ここに住んでいた方達が今住まれている仮設住宅は離れた場所にあります。見ると悲しくなるから、ここに住んでいた方が来ることは余りありません。
でも週末やお休みになると遠くからバスが来て、何だか作業をしているのが遠くから見える。声や音がする。
ああ私たち忘れられてないんだねって皆さん思ってくれるから、こうしてボランティアの方に来て頂くことは必要なのだと思っています。
作業の始まる前、社会福祉協議会の方に言われた言葉です。

関東からツアーで来て、いずれまた生える草を刈ることに微かにでもいい、意味があるのだと思いたい。けれど、意味があると思って安心して本当に大丈夫なのかともどこかで思う。
それなら他に何が出来るのか。
(でも生活は多分、草を刈ることに似ている)


あなたが被災地のことを忘れても、あなたのお金を被災地に届けます。

寄付をしていた被災地支援団体のキャッチコピーは確か、そんな内容でした。
働いて、生活して、買い物をして税金を払う。税金はもちろん復興のためにも使われるから、寄附をしなくてもボランティアに行かなくても被災地のことを忘れても、何もしてないことには誰も決してならないのだと思いつつ、こうして書いている今も答は出ていません。

 *

ところで、ボランティアツアーの中というのは結構不思議な人間関係だなと思います。
同じ場所に行き同じ場所で作業し、同じ場所で眠り(大抵の場合、同性複数人で相部屋になります)、食事を取るのに仲良くなろうとか一緒にご飯を食べようとか自己開示をしようとかいった空気は殆ど生じないまま、それでも何かの折にぽつぽつと話す。
どちらからですか。
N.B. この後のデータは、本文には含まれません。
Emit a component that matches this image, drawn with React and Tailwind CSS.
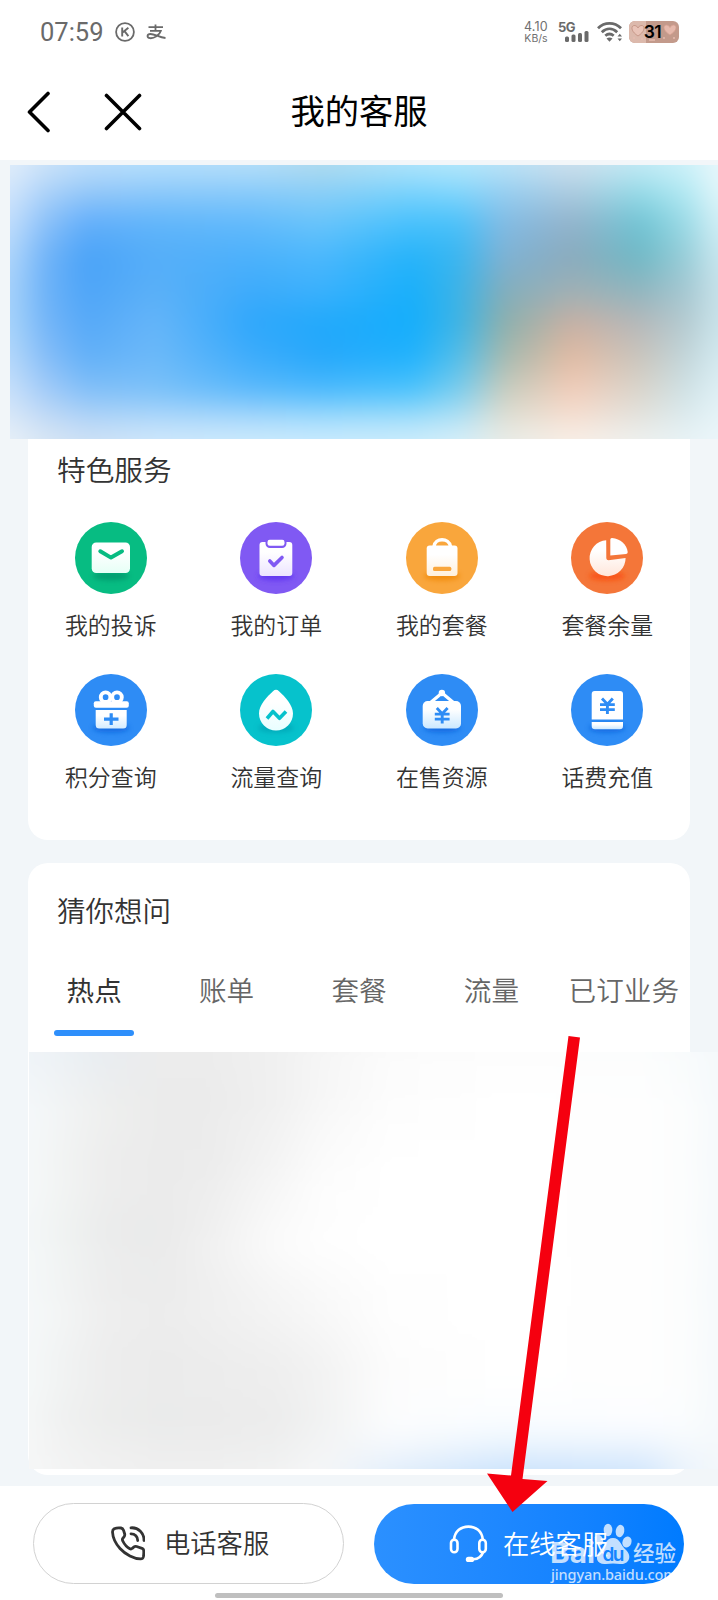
import React from 'react';

const SERVICES = [
  { id: 'complaint', name: '我的投诉', color: '#07bc82', shadow: '#04946a', tint: '#e6fff6' },
  { id: 'order', name: '我的订单', color: '#8059f3', shadow: '#5a2ff0', tint: '#ece4ff' },
  { id: 'plan', name: '我的套餐', color: '#f9a63c', shadow: '#ef8506', tint: '#fff0dc' },
  { id: 'balance', name: '套餐余量', color: '#f47639', shadow: '#fb4a10', tint: '#ffe6da' },
  { id: 'points', name: '积分查询', color: '#2e8cf5', shadow: '#0f62dc', tint: '#d4ecff' },
  { id: 'data', name: '流量查询', color: '#06c2cc', shadow: '#04a3b4', tint: '#e8feff' },
  { id: 'resource', name: '在售资源', color: '#2e8cf5', shadow: '#0f62dc', tint: '#cbe8ff' },
  { id: 'recharge', name: '话费充值', color: '#2e8cf5', shadow: '#0f62dc', tint: '#cbe8ff' },
];

const TABS = ['热点', '账单', '套餐', '流量', '已订业务'];

// Color meshes: x stops, y stops and one row of colors per y stop
const BANNER_MESH = {
  width: 708,
  height: 274,
  xs: [0, 36, 77, 146, 242, 310, 402, 448, 494, 562, 631, 677, 708],
  ys: [0, 25, 58, 92, 125, 158, 192, 225, 252, 274],
  rows: [
    ['#e0edfa', '#cbe2f9', '#bcdefa', '#b5dffc', '#b6dff9', '#b0dbee', '#b0e4fb', '#b4e8fb', '#bbe3f7', '#cde0ee', '#c2eaf5', '#cdf1f9', '#e8f7fb'],
    ['#d3e6fb', '#aed3f9', '#98c9f9', '#90cafa', '#8cccfa', '#8dcff6', '#7dd4fc', '#86d7fc', '#98d0f2', '#afcde1', '#98dce9', '#b4eaf4', '#e2f6fa'],
    ['#c2defb', '#8ac0f9', '#62aefa', '#60b5fa', '#62baFb', '#68c4fb', '#48c1fc', '#4ac1fa', '#82bbe4', '#93b3cb', '#70c4d4', '#9cdbe7', '#d2eff6'],
    ['#b0d6fb', '#70b3f8', '#4aa3f8', '#55aef9', '#4cb1fb', '#4cb8fc', '#26b3fa', '#3ab6f0', '#7fb2d4', '#8aabbd', '#6fb9c6', '#99ced9', '#c9e7ef'],
    ['#a8d2fa', '#6cb2f8', '#4ea5f8', '#5ab0f8', '#3eabfb', '#3cb1fc', '#19b0fb', '#3cb3e8', '#82aebd', '#9fb0b5', '#8fb5bf', '#a5c8d2', '#c8e2ea'],
    ['#a8d4fa', '#74b5f8', '#56a9f8', '#65b5f9', '#2fa7fb', '#22a9fb', '#15aefc', '#3cb4e6', '#8db0ac', '#c9b0a3', '#b5b8ba', '#b4cbd1', '#cae4eb'],
    ['#b5d8fa', '#85bdf8', '#62b0f8', '#6cb9f9', '#3dacfb', '#27a8fb', '#21b2fd', '#52beea', '#a6bab0', '#e2bba3', '#c9c5bd', '#c2d6db', '#d4eaf0'],
    ['#c8e0fa', '#a2cbf8', '#82bff8', '#7bc1f9', '#5bb9fb', '#4cb9fc', '#4cc3fc', '#7acdee', '#c8cdbf', '#f2cdba', '#d9d5cc', '#cfe2e6', '#dff0f5'],
    ['#d9e8f8', '#c2daf6', '#b0d3f7', '#aed7fa', '#a6d7fb', '#9edafc', '#a0ddfa', '#b0e1f5', '#dfdfd4', '#f6dfd1', '#e3e3de', '#dcebef', '#e6f4f8'],
    ['#e8f0f8', '#d8e6f4', '#cee1f5', '#d0e8fb', '#cdebfd', '#cbebfe', '#cdedfc', '#d7eff9', '#e9ede8', '#f9efe7', '#eef1ef', '#e8f3f6', '#ecf6fa'],
  ],
};

const LIST_MESH = {
  width: 689,
  height: 417,
  xs: [0, 31, 77, 132, 178, 246, 292, 361, 475, 612, 658, 689],
  ys: [0, 55, 121, 188, 255, 321, 372, 405, 417],
  rows: [
    ['#eff3f7', '#ecf1f5', '#e8ecf0', '#ececec', '#ececec', '#f0f0f0', '#f5f5f5', '#fbfbfb', '#fdfdfd', '#fcfdfd', '#f8fbfc', '#f4f8fb'],
    ['#f4f8fa', '#f2f4f5', '#eeefee', '#ebebeb', '#ebebeb', '#f0f0f0', '#f7f7f7', '#fdfdfd', '#ffffff', '#fefefe', '#fcfdfd', '#f5f9fb'],
    ['#f5f8f9', '#f2f4f3', '#ededed', '#ebebeb', '#ececec', '#f5f5f5', '#fcfcfc', '#ffffff', '#ffffff', '#fefefe', '#fcfdfd', '#f5f9fb'],
    ['#f4f7f8', '#f0f3f2', '#ebecec', '#eaeaea', '#f0f0f0', '#fbfbfb', '#fefefe', '#ffffff', '#ffffff', '#fefefe', '#fcfdfd', '#f5f9fb'],
    ['#f5f8f9', '#f3f5f5', '#eeeeee', '#ececec', '#efefef', '#f4f4f4', '#f8f8f8', '#fefefe', '#ffffff', '#fefefe', '#fcfdfd', '#f5f9fb'],
    ['#f5f8f8', '#f1f3f3', '#ededed', '#ebebeb', '#ececec', '#eeeeee', '#f2f2f2', '#fcfcfc', '#ffffff', '#fefefe', '#fcfdfd', '#f5f9fb'],
    ['#f5f7f7', '#f0f1f1', '#ecedec', '#eaebeb', '#ebebeb', '#ececec', '#f1f2f2', '#fcfdfe', '#fafdff', '#fcfdff', '#fbfdfe', '#f5f9fb'],
    ['#f6f7f7', '#f3f3f3', '#f0f0f0', '#eeeeee', '#eeeeee', '#eff0f0', '#f4f5f6', '#eff5fc', '#dfeefd', '#e2effd', '#f0f6fc', '#f4f8fb'],
    ['#f6f7f7', '#f3f4f4', '#f1f1f1', '#f0f0f0', '#f0f0f0', '#f2f2f2', '#f6f7f8', '#e2eefb', '#cae2fc', '#d0e5fc', '#ecf4fc', '#f3f7fb'],
  ],
};

// Soft picture built from horizontal gradients that fade into each other
function ColorMesh({ id, mesh, blur }) {
  const { width, height, xs, ys, rows } = mesh;
  return (
    <svg viewBox={`0 0 ${width} ${height}`} className="block w-full h-full overflow-hidden">
      <defs>
        <linearGradient id={`${id}-fade`} x1="0" y1="0" x2="0" y2="1">
          <stop offset="0" stopColor="#fff" stopOpacity="1" />
          <stop offset="1" stopColor="#fff" stopOpacity="0" />
        </linearGradient>
        <mask id={`${id}-mask`} maskContentUnits="objectBoundingBox" x="0" y="0" width="1" height="1" style={{ maskType: 'alpha' }}>
          <rect width="1" height="1" fill={`url(#${id}-fade)`} />
        </mask>
        <filter id={`${id}-blur`} filterUnits="userSpaceOnUse" x="-40" y="-40" width={width + 80} height={height + 80} colorInterpolationFilters="sRGB">
          <feGaussianBlur stdDeviation={blur} />
        </filter>
        {rows.map((row, i) => (
          <linearGradient key={i} id={`${id}-row-${i}`} gradientUnits="userSpaceOnUse" x1="0" y1="0" x2={width} y2="0">
            {row.map((color, j) => (
              <stop key={j} offset={xs[j] / width} stopColor={color} />
            ))}
          </linearGradient>
        ))}
      </defs>
      <g filter={`url(#${id}-blur)`}>
        <rect x="-40" y="-40" width={width + 80} height="42" fill={`url(#${id}-row-0)`} />
        <rect x="-40" y={height - 2} width={width + 80} height="42" fill={`url(#${id}-row-${rows.length - 1})`} />
        {ys.slice(0, -1).map((y, i) => {
          const box = { x: -40, y, width: width + 80, height: ys[i + 1] - y };
          return (
            <g key={i}>
              <rect {...box} fill={`url(#${id}-row-${i + 1})`} />
              <rect {...box} fill={`url(#${id}-row-${i})`} mask={`url(#${id}-mask)`} />
            </g>
          );
        })}
      </g>
    </svg>
  );
}

function Yuan({ x, y, color }) {
  return (
    <path
      transform={`translate(${x} ${y})`}
      d="M-5.4 -7.4L0 -1.8L5.4 -7.4M0 -1.8V8M-7.4 -1.4H7.4M-7.4 3.6H7.4"
      fill="none"
      stroke={color}
      strokeWidth="2.9"
    />
  );
}

function ServiceGlyph({ id, color, fill }) {
  const line = { fill: 'none', stroke: color, strokeWidth: 3.6, strokeLinecap: 'round', strokeLinejoin: 'round' };
  switch (id) {
    case 'complaint':
      return (
        <>
          <rect x="16.7" y="20.4" width="38.3" height="30.6" rx="4.5" fill={fill} />
          <path d="M25.3 29.3L36 35.6L47 29.3" {...line} strokeWidth="4" />
        </>
      );
    case 'order':
      return (
        <>
          <rect x="19.5" y="20" width="32.8" height="34" rx="3" fill={fill} />
          <rect x="27.5" y="18" width="17" height="6" rx="2.4" fill={color} stroke={color} strokeWidth="4" />
          <rect x="27.5" y="17.8" width="17" height="6" rx="2.2" fill="#fff" />
          <path d="M29.8 39L34 43.4L42 35.5" {...line} />
        </>
      );
    case 'plan':
      return (
        <>
          <path d="M28 24.5C29 15.5 43 15.5 44.5 24.5" fill="none" stroke="#fff" strokeWidth="3.4" />
          <rect x="20.7" y="23.5" width="30.8" height="30.5" rx="3" fill={fill} />
          <rect x="27" y="44.7" width="18.3" height="4.3" rx="1.6" fill={color} />
        </>
      );
    case 'balance':
      return (
        <>
          <path d="M35.2 18.2A18 18 0 1 0 54.6 36L37.5 38.2Q35.5 38.2 35.3 36.2Z" fill={fill} />
          <path d="M39.3 17.5Q39.3 15.8 41 15.9C49.5 16.5 55.8 22.5 56.7 30Q56.9 31.7 55.2 31.9L39.3 33.5Z" fill="#fff" />
        </>
      );
    case 'points':
      return (
        <>
          <circle cx="30.6" cy="23.2" r="4.8" fill="none" stroke="#fff" strokeWidth="3.9" />
          <circle cx="42" cy="23.2" r="4.8" fill="none" stroke="#fff" strokeWidth="3.9" />
          <rect x="18.8" y="27.3" width="35" height="6.4" rx="2" fill="#fff" />
          <path d="M20.7 36H51.7V51Q51.7 54.5 48.2 54.5H24.2Q20.7 54.5 20.7 51Z" fill={fill} />
          <path d="M36.2 39.3V51M29 45.2H43.5" {...line} strokeWidth="3.2" strokeLinecap="butt" />
        </>
      );
    case 'data':
      return (
        <>
          <path d="M33 17.2Q36 14.5 39 17.2C45 22.5 53 31 53 39.5A17 17 0 0 1 19 39.5C19 31 27 22.5 33 17.2Z" fill={fill} />
          <path d="M27 44.5L33 37.5L39.5 44.3L46 37.5" {...line} strokeLinecap="butt" />
        </>
      );
    case 'resource':
      return (
        <>
          <path d="M36 19L24 29H48Z" fill="none" stroke="#fff" strokeWidth="3.2" strokeLinejoin="round" />
          <circle cx="35.9" cy="19" r="3.2" fill="#fff" />
          <rect x="16.7" y="27" width="38.3" height="27.5" rx="5" fill={fill} />
          <Yuan x={36.2} y={41.5} color={color} />
        </>
      );
    default:
      return (
        <>
          <path d="M20.7 20Q20.7 17 23.7 17H49Q52 17 52 20V45.5H20.7Z" fill="#fff" />
          <path d="M20.7 48H52V52Q52 55.3 48.7 55.3H24Q20.7 55.3 20.7 52Z" fill={fill} />
          <Yuan x={36.4} y={32} color={color} />
        </>
      );
  }
}

function ServiceIcon({ id, color, shadow, tint }) {
  return (
    <svg viewBox="0 0 72 72" className="w-[72px] h-[72px] overflow-visible">
      <defs>
        <linearGradient id={`fill-${id}`} x1="0" y1="0" x2="0" y2="1">
          <stop offset="0.3" stopColor="#fff" />
          <stop offset="1" stopColor={tint} />
        </linearGradient>
        <filter id={`soft-${id}`} x="-50%" y="-100%" width="200%" height="300%">
          <feGaussianBlur stdDeviation="2.5" />
        </filter>
      </defs>
      <circle cx="36" cy="36" r="36" fill={color} />
      <ellipse cx="36" cy="54" rx="18" ry="4.5" fill={shadow} opacity="0.75" filter={`url(#soft-${id})`} />
      <ServiceGlyph id={id} color={color} fill={`url(#fill-${id})`} />
    </svg>
  );
}

function Battery() {
  return (
    <div className="relative w-[50px] h-[22px] rounded-[6px] overflow-hidden bg-[#c39a8b] flex items-center justify-center">
      <svg viewBox="0 0 50 22" className="absolute inset-0 w-full h-full">
        <rect width="17" height="22" fill="#dcb9ac" />
        <path d="M9 15C1 10 2 4 6 4.5Q8 4.8 9 7Q10 4.8 12 4.5C16 4 17 10 9 15Z" fill="#e9c3b7" stroke="#c08f80" strokeWidth="0.8" />
        <path d="M41 14C33 9 34 3.5 38 4Q40 4.3 41 6.5Q42 4.3 44 4C48 3.5 49 9 41 14Z" fill="#e6b9ac" stroke="#d59f91" strokeWidth="0.8" />
        <path d="M4 17h2M12 18h2M34 17h2M44 17h2M20 19h6" stroke="#e6bcb0" strokeWidth="1.5" />
      </svg>
      <span className="relative font-['Inter'] font-semibold text-[17.5px] leading-none tracking-[-0.5px] text-black pr-[3px]">31</span>
    </div>
  );
}

function StatusBar() {
  return (
    <div className="h-[64px] pl-[40px] pr-[39px] flex items-center text-[#6a6a6a] font-normal">
      <span className="font-['Roboto'] text-[25.5px] leading-none w-[75px] pt-px">07:59</span>
      <svg viewBox="0 0 20 20" className="w-5 h-5" fill="none" stroke="currentColor">
        <circle cx="10" cy="10" r="8.9" strokeWidth="1.8" />
        <path d="M7.2 5.6V14.4M13.4 5.8L7.5 10.5M9.5 9.2L13.4 14.2" strokeWidth="1.9" />
      </svg>
      <svg viewBox="0 0 20 16" className="w-5 h-4 ml-[11px]" fill="none" stroke="currentColor" strokeWidth="1.8">
        <path d="M9.5 0.5V6M2.5 3.2H17M4 6.9H14.8C13.5 11 8 14.6 4 14.2C0.5 13.8 0.8 10 4.5 10C9 10 13 13.5 19.5 14" />
      </svg>
      <div className="ml-auto flex items-center">
        <div className="font-['Inter'] text-[#707070] text-center w-[26px] mr-[9px] whitespace-nowrap">
          <div className="text-[12.5px] leading-[12px] tracking-[0.2px]">4.10</div>
          <div className="text-[10.5px] leading-[11px]">KB/s</div>
        </div>
        <div className="relative w-[31px] h-[22px] mr-[8px]">
          <span className="absolute left-0 top-0 font-['Inter'] font-bold text-[13px] leading-[12px] tracking-[-0.5px]">5G</span>
          <svg viewBox="0 0 31 22" className="w-[31px] h-[22px]" fill="currentColor">
            <rect x="7" y="15.5" width="4" height="5.5" rx="1.5" />
            <rect x="13.5" y="13.5" width="4" height="7.5" rx="1.5" />
            <rect x="20" y="12" width="4" height="9" rx="1.5" />
            <rect x="26.5" y="10" width="4" height="11" rx="1.5" />
          </svg>
        </div>
        <svg viewBox="0 0 26 22" className="w-[26px] h-[22px] mr-[6px]" fill="none" stroke="currentColor" strokeWidth="2.8">
          <path d="M1 7.2C7.5 0.8 17.5 0.8 24 7.2" />
          <path d="M4.8 11.2C9.5 6.8 15.5 6.8 20.2 11.2" />
          <path d="M8.3 14.8C11 12.4 14 12.4 16.7 14.8" />
          <path d="M9.5 17.5Q12.5 15.5 15.5 17.5L12.5 20.8Z" fill="currentColor" stroke="none" />
          <path d="M20.5 15.5L22.8 12.8L25 15.5ZM20.5 17.5L22.8 20.2L25 17.5Z" fill="currentColor" stroke="none" />
        </svg>
        <Battery />
      </div>
    </div>
  );
}

function NavBar() {
  return (
    <div className="h-[96px] flex items-center">
      <div className="flex-1 flex items-center gap-[53px]">
        <svg viewBox="0 0 25 42" className="ml-[26px] w-[25px] h-[42px]" fill="none" stroke="#000" strokeWidth="3.6" strokeLinecap="round" strokeLinejoin="round">
          <path d="M22 2.5L3.5 21L22 39.5" />
        </svg>
        <svg viewBox="0 0 38 38" className="w-[38px] h-[38px]" fill="none" stroke="#000" strokeWidth="3.6" strokeLinecap="round">
          <path d="M2.5 2.5L35.5 35.5M35.5 2.5L2.5 35.5" />
        </svg>
      </div>
      <h1 className="pb-[5px] text-[34.3px] leading-none text-black font-normal">我的客服</h1>
      <div className="flex-1" />
    </div>
  );
}

function ServiceCard() {
  return (
    <section className="mx-7 h-[401px] bg-white rounded-b-[20px]">
      <h2 className="pl-[29px] pt-[15px] text-[28.7px] leading-[29px] text-[#333]">特色服务</h2>
      <div className="mt-[39px] grid grid-cols-4 gap-y-[38px]">
        {SERVICES.map((service) => (
          <div key={service.id} className="h-[114px] flex flex-col items-center">
            <ServiceIcon {...service} />
            <span className="mt-[19px] text-[22.9px] leading-[23px] text-[#333]">{service.name}</span>
          </div>
        ))}
      </div>
    </section>
  );
}

function QuestionCard() {
  return (
    <section className="mx-7 mt-[23px] h-[612px] bg-white rounded-[20px]">
      <h2 className="pl-[29px] pt-[32px] text-[28.5px] leading-[29px] text-[#333]">猜你想问</h2>
      <div className="mt-[36px] h-[92px] grid grid-cols-5">
        {TABS.map((tab, i) => (
          <div key={tab} className="flex flex-col items-center">
            <span className={`text-[27.6px] leading-[58px] whitespace-nowrap ${i === 0 ? 'text-[#333] font-normal' : 'text-[#666]'}`}>{tab}</span>
            {i === 0 && <span className="mt-[12px] w-[80px] h-[6px] rounded-[3px] bg-[#2e8ffb]" />}
          </div>
        ))}
      </div>
      <div className="ml-px w-[689px] h-[417px]">
        <ColorMesh id="list" mesh={LIST_MESH} blur={12} />
      </div>
    </section>
  );
}

function Watermark() {
  return (
    <div className="absolute left-[550px] top-[1522px] text-white/75">
      <svg viewBox="0 0 130 64" className="w-[130px] h-[64px]" fill="currentColor">
        <text x="0" y="41" fontFamily="Inter, sans-serif" fontWeight="700" fontSize="29" textLength="45" lengthAdjust="spacingAndGlyphs">Bai</text>
        <ellipse cx="58" cy="8" rx="4.3" ry="6.2" />
        <ellipse cx="70" cy="9" rx="4.3" ry="6.2" transform="rotate(12 70 9)" />
        <ellipse cx="49" cy="18" rx="4" ry="5.5" transform="rotate(-20 49 18)" />
        <ellipse cx="77" cy="20" rx="4.5" ry="5.6" transform="rotate(20 77 20)" />
        <path d="M63 16C70 16 71 24 76 28C83 35 78 43 70 42Q63 41 56 42C47 43 44 35 50 29C55 24 56 16 63 16Z" />
        <text x="52.500" y="39" fontFamily="Inter, sans-serif" fontWeight="600" fontSize="19" fill="#1484ff" textLength="22">du</text>
        <text x="83" y="39" fontFamily="Noto Sans CJK SC, sans-serif" fontWeight="500" fontSize="21.5">经验</text>
        <text x="1" y="57.5" fontFamily="Noto Sans, sans-serif" fontWeight="500" fontSize="14.5" textLength="126" lengthAdjust="spacing">jingyan.baidu.com</text>
      </svg>
    </div>
  );
}

function Footer() {
  return (
    <footer className="mt-[11px] h-[114px] bg-white flex flex-col items-center">
      <div className="w-full mt-[17px] pl-[33px] pr-[34px] flex justify-between">
        <button className="w-[311px] h-[81px] rounded-full border border-[#d2d2d2] flex items-center pl-[77px] text-[#333]">
          <svg viewBox="0 0 34 35" className="w-[34px] h-[35px]" fill="none" stroke="currentColor" strokeWidth="2.8" strokeLinecap="round" strokeLinejoin="round">
            <path d="M3.2 2.8Q6 1.5 10 2Q11.8 2.3 12.5 4.2L13.7 8Q14 9.5 13 10.8L11.8 12.3Q11 13.5 11.8 15C13.5 18.5 15.5 21 18.8 22.7Q20.2 23.4 21.3 22.3L23 20.9Q24.2 20 25.6 20.5L31 22.3Q32.6 23 32.7 24.5Q33 28 32.3 31Q31.8 32.9 29.8 32.9C23 33 14.5 28.5 9 22.5C4.5 17.5 1.8 11.5 1.5 6Q1.5 3.8 3.2 2.8Z" />
            <path d="M20 1.8C27.5 1.3 33.2 7 33 14.5" />
            <path d="M20 7.8C24 7.8 26.8 10.5 26.7 14.5" />
          </svg>
          <span className="ml-[19px] pb-[2px] text-[26.3px] leading-none">电话客服</span>
        </button>
        <button className="w-[310px] h-[80px] mt-px rounded-full bg-linear-to-r from-[#2b90ff] to-[#007bff] flex items-center pl-[75px] text-white">
          <svg viewBox="0 0 39 38" className="w-[39px] h-[38px]" fill="none" stroke="currentColor" strokeWidth="2.6" strokeLinecap="round">
            <rect x="2" y="14.8" width="6.5" height="12.5" rx="3.2" />
            <rect x="30.3" y="14.8" width="6.5" height="12.5" rx="3.2" />
            <path d="M5 14.5C6 6 12 1.6 19.4 1.6C26.8 1.6 32.8 6 33.8 14.5" />
            <path d="M34 27.5C32.5 31.5 29.5 34 24.5 34.2" />
            <path d="M19.5 34.4H22.5" strokeWidth="5.4" />
          </svg>
          <span className="ml-[15px] pb-[2px] text-[26.3px] leading-none">在线客服</span>
        </button>
      </div>
      <div className="mt-[9px] w-[288px] h-[5px] rounded-full bg-[#bfbfbf]" />
    </footer>
  );
}

export default function App() {
  return (
    <div className="relative w-[718px] h-[1600px] overflow-hidden bg-[#f2f6f9] font-['Noto_Sans_CJK_SC',sans-serif] font-[350]">
      <header className="h-[160px] bg-white">
        <StatusBar />
        <NavBar />
      </header>
      <div className="mt-[5px] ml-[10px] h-[274px]">
        <ColorMesh id="banner" mesh={BANNER_MESH} blur={11} />
      </div>
      <ServiceCard />
      <QuestionCard />
      <Footer />
      <Watermark />

      {/* Pointer to the online service button */}
      <svg viewBox="0 0 100 480" className="absolute left-[484px] top-[1034px] w-[100px] h-[480px]">
        <path d="M84.5 2L96 3.5L38.5 445L63.5 447L28.5 478L3 439.5L27 441.5Z" fill="#f5000f" />
      </svg>
    </div>
  );
}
ボランティアは何回目ですか。今までどちらへ行かれましたか。


東北のことはずっと気になっていたんですけど、でも体力が無いから自分が行ってもなあって。
ああ私もです。長時間の夜行バスは、さすがに。
新幹線で来たなら体力あるでしょって言われちゃいましたけど。
明日絶対筋肉痛ですよね。
明日ならまだいいですよね。

新幹線で行けるツアーがあって良かったですよね。
来れて良かったです。


お酒の匂いがする新幹線の中で帰り道、隣の人とそんなことを話していました。